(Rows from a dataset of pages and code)
◆ ◆ ◆ ◆ ◆

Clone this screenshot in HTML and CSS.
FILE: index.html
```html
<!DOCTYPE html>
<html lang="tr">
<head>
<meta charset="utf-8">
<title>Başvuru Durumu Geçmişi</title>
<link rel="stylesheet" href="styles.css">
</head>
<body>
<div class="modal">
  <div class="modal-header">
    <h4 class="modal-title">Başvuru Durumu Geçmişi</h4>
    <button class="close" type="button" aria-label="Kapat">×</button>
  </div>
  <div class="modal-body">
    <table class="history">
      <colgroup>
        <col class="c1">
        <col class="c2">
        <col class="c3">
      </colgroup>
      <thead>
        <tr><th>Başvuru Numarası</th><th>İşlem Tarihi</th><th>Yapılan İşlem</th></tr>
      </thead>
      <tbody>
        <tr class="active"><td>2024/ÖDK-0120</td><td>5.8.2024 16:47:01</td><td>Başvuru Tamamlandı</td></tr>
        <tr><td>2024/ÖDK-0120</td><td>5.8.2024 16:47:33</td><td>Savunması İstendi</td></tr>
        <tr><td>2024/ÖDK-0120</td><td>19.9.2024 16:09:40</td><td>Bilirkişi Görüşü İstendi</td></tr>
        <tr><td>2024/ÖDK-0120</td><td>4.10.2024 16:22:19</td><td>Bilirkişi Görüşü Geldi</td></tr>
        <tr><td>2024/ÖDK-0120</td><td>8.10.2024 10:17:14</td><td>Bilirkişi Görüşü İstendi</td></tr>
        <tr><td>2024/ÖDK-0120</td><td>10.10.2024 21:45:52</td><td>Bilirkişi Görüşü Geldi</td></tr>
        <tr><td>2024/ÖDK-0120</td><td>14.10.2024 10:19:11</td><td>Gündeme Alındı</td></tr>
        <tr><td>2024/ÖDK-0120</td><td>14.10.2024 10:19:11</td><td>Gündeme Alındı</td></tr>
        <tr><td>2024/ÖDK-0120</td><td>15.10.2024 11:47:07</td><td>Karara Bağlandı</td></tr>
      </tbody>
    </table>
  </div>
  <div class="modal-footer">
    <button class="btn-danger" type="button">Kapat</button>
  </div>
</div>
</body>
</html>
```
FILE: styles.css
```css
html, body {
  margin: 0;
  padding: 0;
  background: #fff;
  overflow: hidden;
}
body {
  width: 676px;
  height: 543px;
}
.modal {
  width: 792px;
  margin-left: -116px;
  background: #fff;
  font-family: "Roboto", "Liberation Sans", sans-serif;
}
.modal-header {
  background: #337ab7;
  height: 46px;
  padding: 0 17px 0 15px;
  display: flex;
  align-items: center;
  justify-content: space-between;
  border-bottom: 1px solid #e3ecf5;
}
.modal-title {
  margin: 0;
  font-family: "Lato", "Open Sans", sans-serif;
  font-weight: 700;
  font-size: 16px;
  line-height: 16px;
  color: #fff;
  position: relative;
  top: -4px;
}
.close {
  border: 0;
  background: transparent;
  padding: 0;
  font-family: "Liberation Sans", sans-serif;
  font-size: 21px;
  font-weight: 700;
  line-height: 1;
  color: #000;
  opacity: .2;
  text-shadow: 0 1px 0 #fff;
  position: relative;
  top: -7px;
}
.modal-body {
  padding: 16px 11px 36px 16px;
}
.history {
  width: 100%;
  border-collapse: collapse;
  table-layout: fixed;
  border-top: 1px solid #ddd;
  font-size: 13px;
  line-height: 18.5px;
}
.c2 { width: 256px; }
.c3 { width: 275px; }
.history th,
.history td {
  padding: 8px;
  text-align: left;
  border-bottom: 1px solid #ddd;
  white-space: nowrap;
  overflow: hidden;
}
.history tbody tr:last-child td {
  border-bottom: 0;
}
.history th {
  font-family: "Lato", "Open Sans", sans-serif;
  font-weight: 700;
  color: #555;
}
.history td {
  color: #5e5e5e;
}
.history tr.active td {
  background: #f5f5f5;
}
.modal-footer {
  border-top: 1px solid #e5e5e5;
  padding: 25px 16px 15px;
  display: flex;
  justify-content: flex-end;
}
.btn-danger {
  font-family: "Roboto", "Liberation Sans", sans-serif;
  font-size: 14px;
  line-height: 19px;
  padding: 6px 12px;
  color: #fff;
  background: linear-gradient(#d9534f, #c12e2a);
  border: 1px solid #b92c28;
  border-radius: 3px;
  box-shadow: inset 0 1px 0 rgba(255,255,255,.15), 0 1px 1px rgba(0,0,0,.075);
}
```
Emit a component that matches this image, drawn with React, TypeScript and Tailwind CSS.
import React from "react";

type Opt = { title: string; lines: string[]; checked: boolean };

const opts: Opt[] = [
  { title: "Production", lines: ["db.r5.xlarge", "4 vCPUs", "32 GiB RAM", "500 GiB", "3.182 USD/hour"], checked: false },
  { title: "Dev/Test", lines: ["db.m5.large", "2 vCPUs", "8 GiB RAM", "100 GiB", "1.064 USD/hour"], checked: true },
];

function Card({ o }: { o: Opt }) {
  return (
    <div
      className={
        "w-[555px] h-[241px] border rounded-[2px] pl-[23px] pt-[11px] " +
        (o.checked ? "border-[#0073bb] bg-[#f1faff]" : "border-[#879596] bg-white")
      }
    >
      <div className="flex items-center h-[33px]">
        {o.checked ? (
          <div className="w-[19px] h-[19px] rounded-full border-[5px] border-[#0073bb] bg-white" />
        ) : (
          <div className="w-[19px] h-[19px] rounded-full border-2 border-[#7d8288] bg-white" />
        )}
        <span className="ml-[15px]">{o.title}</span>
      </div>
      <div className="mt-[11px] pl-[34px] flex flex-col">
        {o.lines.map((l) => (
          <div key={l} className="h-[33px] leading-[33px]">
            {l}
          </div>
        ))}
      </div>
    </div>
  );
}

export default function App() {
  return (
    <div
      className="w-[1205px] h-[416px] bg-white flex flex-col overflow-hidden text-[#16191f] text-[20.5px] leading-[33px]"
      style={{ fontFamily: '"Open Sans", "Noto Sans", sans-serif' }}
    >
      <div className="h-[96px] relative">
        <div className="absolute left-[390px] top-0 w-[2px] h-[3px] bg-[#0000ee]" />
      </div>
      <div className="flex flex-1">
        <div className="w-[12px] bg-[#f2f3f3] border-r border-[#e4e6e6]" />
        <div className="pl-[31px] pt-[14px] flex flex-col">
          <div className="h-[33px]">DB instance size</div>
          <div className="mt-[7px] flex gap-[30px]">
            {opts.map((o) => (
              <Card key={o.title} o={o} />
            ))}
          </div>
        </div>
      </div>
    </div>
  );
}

◆ ◆ ◆ ◆ ◆

» **Aim**: Which lines contain the word "React"? Copy each of them.

» **Reply to the task**:
Emit a component that matches this image, drawn with React, TypeScript and Tailwind CSS.
import React from "react";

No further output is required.